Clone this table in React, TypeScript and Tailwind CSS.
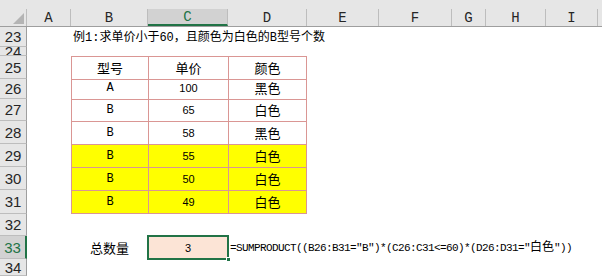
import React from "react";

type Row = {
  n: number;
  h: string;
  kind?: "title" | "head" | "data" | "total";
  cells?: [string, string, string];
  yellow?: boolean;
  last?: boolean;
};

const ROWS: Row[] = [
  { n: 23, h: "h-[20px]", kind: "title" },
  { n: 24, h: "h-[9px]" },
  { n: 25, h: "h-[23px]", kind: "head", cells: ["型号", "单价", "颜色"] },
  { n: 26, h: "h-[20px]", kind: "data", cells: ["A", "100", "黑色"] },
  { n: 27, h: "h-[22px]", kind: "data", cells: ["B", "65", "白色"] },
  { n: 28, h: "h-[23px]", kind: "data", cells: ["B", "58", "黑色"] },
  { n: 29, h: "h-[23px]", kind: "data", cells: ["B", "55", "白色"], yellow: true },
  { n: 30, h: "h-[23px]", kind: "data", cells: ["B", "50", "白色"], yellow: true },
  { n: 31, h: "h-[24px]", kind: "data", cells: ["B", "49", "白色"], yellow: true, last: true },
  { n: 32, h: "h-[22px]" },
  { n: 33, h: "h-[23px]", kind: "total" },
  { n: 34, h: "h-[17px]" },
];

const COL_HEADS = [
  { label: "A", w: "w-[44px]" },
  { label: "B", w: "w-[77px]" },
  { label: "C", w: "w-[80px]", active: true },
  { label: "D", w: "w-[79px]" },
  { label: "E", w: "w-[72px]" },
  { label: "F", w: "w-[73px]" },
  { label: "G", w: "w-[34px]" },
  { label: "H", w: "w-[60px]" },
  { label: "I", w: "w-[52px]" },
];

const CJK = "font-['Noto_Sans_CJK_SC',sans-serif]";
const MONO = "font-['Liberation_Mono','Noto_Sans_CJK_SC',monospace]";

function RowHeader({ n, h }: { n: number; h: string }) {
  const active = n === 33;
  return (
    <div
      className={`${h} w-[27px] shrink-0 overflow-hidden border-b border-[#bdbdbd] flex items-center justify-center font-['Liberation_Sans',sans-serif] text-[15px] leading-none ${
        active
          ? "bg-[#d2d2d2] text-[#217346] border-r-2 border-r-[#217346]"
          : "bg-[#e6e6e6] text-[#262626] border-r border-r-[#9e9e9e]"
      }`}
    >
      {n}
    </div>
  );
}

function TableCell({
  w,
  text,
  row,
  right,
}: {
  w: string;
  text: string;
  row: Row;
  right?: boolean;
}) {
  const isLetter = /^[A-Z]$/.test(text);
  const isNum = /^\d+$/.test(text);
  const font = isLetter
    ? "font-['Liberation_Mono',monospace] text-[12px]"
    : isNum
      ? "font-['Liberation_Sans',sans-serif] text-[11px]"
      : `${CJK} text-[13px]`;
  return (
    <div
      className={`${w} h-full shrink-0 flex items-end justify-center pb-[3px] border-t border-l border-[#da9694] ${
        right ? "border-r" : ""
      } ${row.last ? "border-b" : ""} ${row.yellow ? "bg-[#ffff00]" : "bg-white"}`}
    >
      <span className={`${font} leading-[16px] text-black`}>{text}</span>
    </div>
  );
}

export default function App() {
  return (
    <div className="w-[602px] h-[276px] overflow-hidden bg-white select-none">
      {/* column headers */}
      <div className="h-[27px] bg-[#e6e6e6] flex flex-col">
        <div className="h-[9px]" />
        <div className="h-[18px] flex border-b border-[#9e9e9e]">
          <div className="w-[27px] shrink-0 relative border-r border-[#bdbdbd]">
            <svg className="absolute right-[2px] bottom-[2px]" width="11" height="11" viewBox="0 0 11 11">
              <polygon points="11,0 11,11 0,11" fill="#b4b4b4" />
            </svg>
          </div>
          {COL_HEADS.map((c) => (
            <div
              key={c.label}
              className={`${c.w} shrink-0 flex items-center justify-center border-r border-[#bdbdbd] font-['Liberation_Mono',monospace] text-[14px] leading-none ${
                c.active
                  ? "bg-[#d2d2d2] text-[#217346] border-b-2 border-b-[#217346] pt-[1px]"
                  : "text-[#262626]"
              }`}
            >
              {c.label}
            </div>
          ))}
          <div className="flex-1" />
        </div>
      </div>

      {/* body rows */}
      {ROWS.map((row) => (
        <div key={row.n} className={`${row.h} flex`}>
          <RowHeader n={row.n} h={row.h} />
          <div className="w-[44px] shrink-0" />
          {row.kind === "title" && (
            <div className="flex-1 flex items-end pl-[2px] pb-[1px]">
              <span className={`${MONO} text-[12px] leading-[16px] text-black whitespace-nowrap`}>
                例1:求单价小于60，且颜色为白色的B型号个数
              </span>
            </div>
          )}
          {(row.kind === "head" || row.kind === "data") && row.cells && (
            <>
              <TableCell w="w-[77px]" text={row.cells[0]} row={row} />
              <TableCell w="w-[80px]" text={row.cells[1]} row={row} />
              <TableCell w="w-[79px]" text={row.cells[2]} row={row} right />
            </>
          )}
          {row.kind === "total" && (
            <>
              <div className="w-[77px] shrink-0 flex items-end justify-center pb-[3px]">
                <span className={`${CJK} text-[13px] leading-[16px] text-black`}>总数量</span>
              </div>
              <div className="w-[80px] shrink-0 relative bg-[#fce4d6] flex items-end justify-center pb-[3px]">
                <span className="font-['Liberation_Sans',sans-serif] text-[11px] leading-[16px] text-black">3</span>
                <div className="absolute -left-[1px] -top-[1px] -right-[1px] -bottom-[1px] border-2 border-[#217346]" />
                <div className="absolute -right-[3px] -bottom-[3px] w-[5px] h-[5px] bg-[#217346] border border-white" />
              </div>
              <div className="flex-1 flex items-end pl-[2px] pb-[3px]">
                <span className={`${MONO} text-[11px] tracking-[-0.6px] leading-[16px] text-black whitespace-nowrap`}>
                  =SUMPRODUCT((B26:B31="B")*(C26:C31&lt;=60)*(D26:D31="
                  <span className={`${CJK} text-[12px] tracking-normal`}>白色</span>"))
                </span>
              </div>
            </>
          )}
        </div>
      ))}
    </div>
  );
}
# # #
(TASK OBJECTIVE): Retype the listing exactly. Pictures do not belong in the copy.

(TASK RESULT):
Clone this table in React, TypeScript and Tailwind CSS.
import React from "react";

type Row = {
  n: number;
  h: string;
  kind?: "title" | "head" | "data" | "total";
  cells?: [string, string, string];
  yellow?: boolean;
  last?: boolean;
};

const ROWS: Row[] = [
  { n: 23, h: "h-[20px]", kind: "title" },
  { n: 24, h: "h-[9px]" },
  { n: 25, h: "h-[23px]", kind: "head", cells: ["型号", "单价", "颜色"] },
  { n: 26, h: "h-[20px]", kind: "data", cells: ["A", "100", "黑色"] },
  { n: 27, h: "h-[22px]", kind: "data", cells: ["B", "65", "白色"] },
  { n: 28, h: "h-[23px]", kind: "data", cells: ["B", "58", "黑色"] },
  { n: 29, h: "h-[23px]", kind: "data", cells: ["B", "55", "白色"], yellow: true },
  { n: 30, h: "h-[23px]", kind: "data", cells: ["B", "50", "白色"], yellow: true },
  { n: 31, h: "h-[24px]", kind: "data", cells: ["B", "49", "白色"], yellow: true, last: true },
  { n: 32, h: "h-[22px]" },
  { n: 33, h: "h-[23px]", kind: "total" },
  { n: 34, h: "h-[17px]" },
];

const COL_HEADS = [
  { label: "A", w: "w-[44px]" },
  { label: "B", w: "w-[77px]" },
  { label: "C", w: "w-[80px]", active: true },
  { label: "D", w: "w-[79px]" },
  { label: "E", w: "w-[72px]" },
  { label: "F", w: "w-[73px]" },
  { label: "G", w: "w-[34px]" },
  { label: "H", w: "w-[60px]" },
  { label: "I", w: "w-[52px]" },
];

const CJK = "font-['Noto_Sans_CJK_SC',sans-serif]";
const MONO = "font-['Liberation_Mono','Noto_Sans_CJK_SC',monospace]";

function RowHeader({ n, h }: { n: number; h: string }) {
  const active = n === 33;
  return (
    <div
      className={`${h} w-[27px] shrink-0 overflow-hidden border-b border-[#bdbdbd] flex items-center justify-center font-['Liberation_Sans',sans-serif] text-[15px] leading-none ${
        active
          ? "bg-[#d2d2d2] text-[#217346] border-r-2 border-r-[#217346]"
          : "bg-[#e6e6e6] text-[#262626] border-r border-r-[#9e9e9e]"
      }`}
    >
      {n}
    </div>
  );
}

function TableCell({
  w,
  text,
  row,
  right,
}: {
  w: string;
  text: string;
  row: Row;
  right?: boolean;
}) {
  const isLetter = /^[A-Z]$/.test(text);
  const isNum = /^\d+$/.test(text);
  const font = isLetter
    ? "font-['Liberation_Mono',monospace] text-[12px]"
    : isNum
      ? "font-['Liberation_Sans',sans-serif] text-[11px]"
      : `${CJK} text-[13px]`;
  return (
    <div
      className={`${w} h-full shrink-0 flex items-end justify-center pb-[3px] border-t border-l border-[#da9694] ${
        right ? "border-r" : ""
      } ${row.last ? "border-b" : ""} ${row.yellow ? "bg-[#ffff00]" : "bg-white"}`}
    >
      <span className={`${font} leading-[16px] text-black`}>{text}</span>
    </div>
  );
}

export default function App() {
  return (
    <div className="w-[602px] h-[276px] overflow-hidden bg-white select-none">
      {/* column headers */}
      <div className="h-[27px] bg-[#e6e6e6] flex flex-col">
        <div className="h-[9px]" />
        <div className="h-[18px] flex border-b border-[#9e9e9e]">
          <div className="w-[27px] shrink-0 relative border-r border-[#bdbdbd]">
            <svg className="absolute right-[2px] bottom-[2px]" width="11" height="11" viewBox="0 0 11 11">
              <polygon points="11,0 11,11 0,11" fill="#b4b4b4" />
            </svg>
          </div>
          {COL_HEADS.map((c) => (
            <div
              key={c.label}
              className={`${c.w} shrink-0 flex items-center justify-center border-r border-[#bdbdbd] font-['Liberation_Mono',monospace] text-[14px] leading-none ${
                c.active
                  ? "bg-[#d2d2d2] text-[#217346] border-b-2 border-b-[#217346] pt-[1px]"
                  : "text-[#262626]"
              }`}
            >
              {c.label}
            </div>
          ))}
          <div className="flex-1" />
        </div>
      </div>

      {/* body rows */}
      {ROWS.map((row) => (
        <div key={row.n} className={`${row.h} flex`}>
          <RowHeader n={row.n} h={row.h} />
          <div className="w-[44px] shrink-0" />
          {row.kind === "title" && (
            <div className="flex-1 flex items-end pl-[2px] pb-[1px]">
              <span className={`${MONO} text-[12px] leading-[16px] text-black whitespace-nowrap`}>
                例1:求单价小于60，且颜色为白色的B型号个数
              </span>
            </div>
          )}
          {(row.kind === "head" || row.kind === "data") && row.cells && (
            <>
              <TableCell w="w-[77px]" text={row.cells[0]} row={row} />
              <TableCell w="w-[80px]" text={row.cells[1]} row={row} />
              <TableCell w="w-[79px]" text={row.cells[2]} row={row} right />
            </>
          )}
          {row.kind === "total" && (
            <>
              <div className="w-[77px] shrink-0 flex items-end justify-center pb-[3px]">
                <span className={`${CJK} text-[13px] leading-[16px] text-black`}>总数量</span>
              </div>
              <div className="w-[80px] shrink-0 relative bg-[#fce4d6] flex items-end justify-center pb-[3px]">
                <span className="font-['Liberation_Sans',sans-serif] text-[11px] leading-[16px] text-black">3</span>
                <div className="absolute -left-[1px] -top-[1px] -right-[1px] -bottom-[1px] border-2 border-[#217346]" />
                <div className="absolute -right-[3px] -bottom-[3px] w-[5px] h-[5px] bg-[#217346] border border-white" />
              </div>
              <div className="flex-1 flex items-end pl-[2px] pb-[3px]">
                <span className={`${MONO} text-[11px] tracking-[-0.6px] leading-[16px] text-black whitespace-nowrap`}>
                  =SUMPRODUCT((B26:B31="B")*(C26:C31&lt;=60)*(D26:D31="
                  <span className={`${CJK} text-[12px] tracking-normal`}>白色</span>"))
                </span>
              </div>
            </>
          )}
        </div>
      ))}
    </div>
  );
}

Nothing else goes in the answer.